**The problem**
Copy the data that follows exactly. Include no pictures.

- - - - -

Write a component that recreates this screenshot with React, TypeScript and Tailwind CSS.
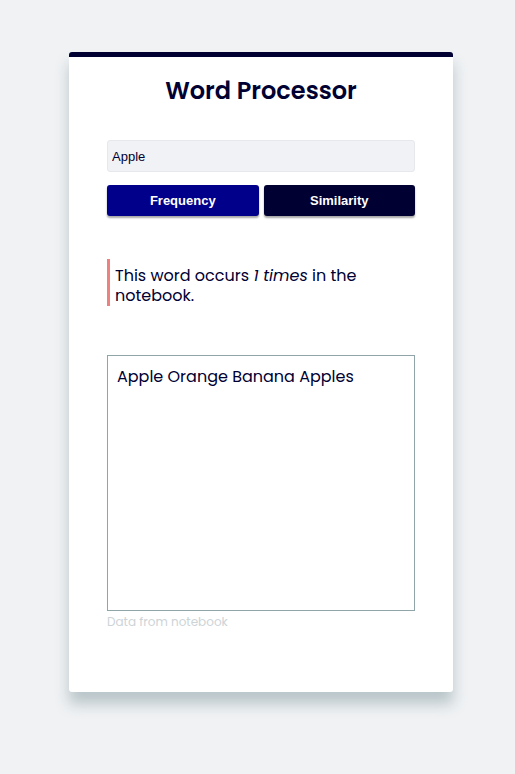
export default function App() {
  return (
    <div className="min-h-screen w-full bg-[#f0f2f4] pt-[52px] font-['Poppins','Open_Sans',sans-serif]">
      <div className="ml-[69px] w-[384px] h-[640px] bg-white rounded-[3px] border-t-[5px] border-[#000033] shadow-[0_12px_14px_rgba(120,145,150,0.45)] px-[38px]">
        <h1 className="text-center text-[24px] font-semibold text-[#000033] mt-[19px] leading-[30px]">
          Word Processor
        </h1>

        <input
          defaultValue="Apple"
          className="mt-[34px] w-full h-[32px] rounded-[3px] bg-[#f0f2f5] border border-[#e6e8eb] px-[4px] text-[13px] text-[#000033] font-['Liberation_Sans',sans-serif] outline-none"
        />

        <div className="mt-[13px] flex gap-[5px]">
          <button className="flex-1 h-[31px] rounded-[3px] bg-[#00008b] text-white text-[13px] font-bold font-['Liberation_Sans',sans-serif] shadow-[0_2px_2px_rgba(0,0,0,0.35)]">
            Frequency
          </button>
          <button className="flex-1 h-[31px] rounded-[3px] bg-[#000033] text-white text-[13px] font-bold font-['Liberation_Sans',sans-serif] shadow-[0_2px_2px_rgba(0,0,0,0.35)]">
            Similarity
          </button>
        </div>

        <div className="mt-[43px] border-l-[3px] border-[#f08080] pl-[5px] pt-[7px] pb-0 text-[16px] leading-[20px] text-[#000033]">
          This word occurs <em>1 times</em> in the notebook.
        </div>

        <textarea
          defaultValue="Apple Orange Banana Apples"
          className="mt-[49px] block w-full h-[256px] border border-[#8fa5a8] px-[9px] py-[9px] text-[16px] leading-[24px] text-[#000033] resize-none outline-none"
        />
        <div className="mt-[2px] text-[12px] text-[#cdd4d7]">Data from notebook</div>
      </div>
    </div>
  );
}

- - - - -

**Complete answer**
Write a component that recreates this screenshot with React, TypeScript and Tailwind CSS.
export default function App() {
  return (
    <div className="min-h-screen w-full bg-[#f0f2f4] pt-[52px] font-['Poppins','Open_Sans',sans-serif]">
      <div className="ml-[69px] w-[384px] h-[640px] bg-white rounded-[3px] border-t-[5px] border-[#000033] shadow-[0_12px_14px_rgba(120,145,150,0.45)] px-[38px]">
        <h1 className="text-center text-[24px] font-semibold text-[#000033] mt-[19px] leading-[30px]">
          Word Processor
        </h1>

        <input
          defaultValue="Apple"
          className="mt-[34px] w-full h-[32px] rounded-[3px] bg-[#f0f2f5] border border-[#e6e8eb] px-[4px] text-[13px] text-[#000033] font-['Liberation_Sans',sans-serif] outline-none"
        />

        <div className="mt-[13px] flex gap-[5px]">
          <button className="flex-1 h-[31px] rounded-[3px] bg-[#00008b] text-white text-[13px] font-bold font-['Liberation_Sans',sans-serif] shadow-[0_2px_2px_rgba(0,0,0,0.35)]">
            Frequency
          </button>
          <button className="flex-1 h-[31px] rounded-[3px] bg-[#000033] text-white text-[13px] font-bold font-['Liberation_Sans',sans-serif] shadow-[0_2px_2px_rgba(0,0,0,0.35)]">
            Similarity
          </button>
        </div>

        <div className="mt-[43px] border-l-[3px] border-[#f08080] pl-[5px] pt-[7px] pb-0 text-[16px] leading-[20px] text-[#000033]">
          This word occurs <em>1 times</em> in the notebook.
        </div>

        <textarea
          defaultValue="Apple Orange Banana Apples"
          className="mt-[49px] block w-full h-[256px] border border-[#8fa5a8] px-[9px] py-[9px] text-[16px] leading-[24px] text-[#000033] resize-none outline-none"
        />
        <div className="mt-[2px] text-[12px] text-[#cdd4d7]">Data from notebook</div>
      </div>
    </div>
  );
}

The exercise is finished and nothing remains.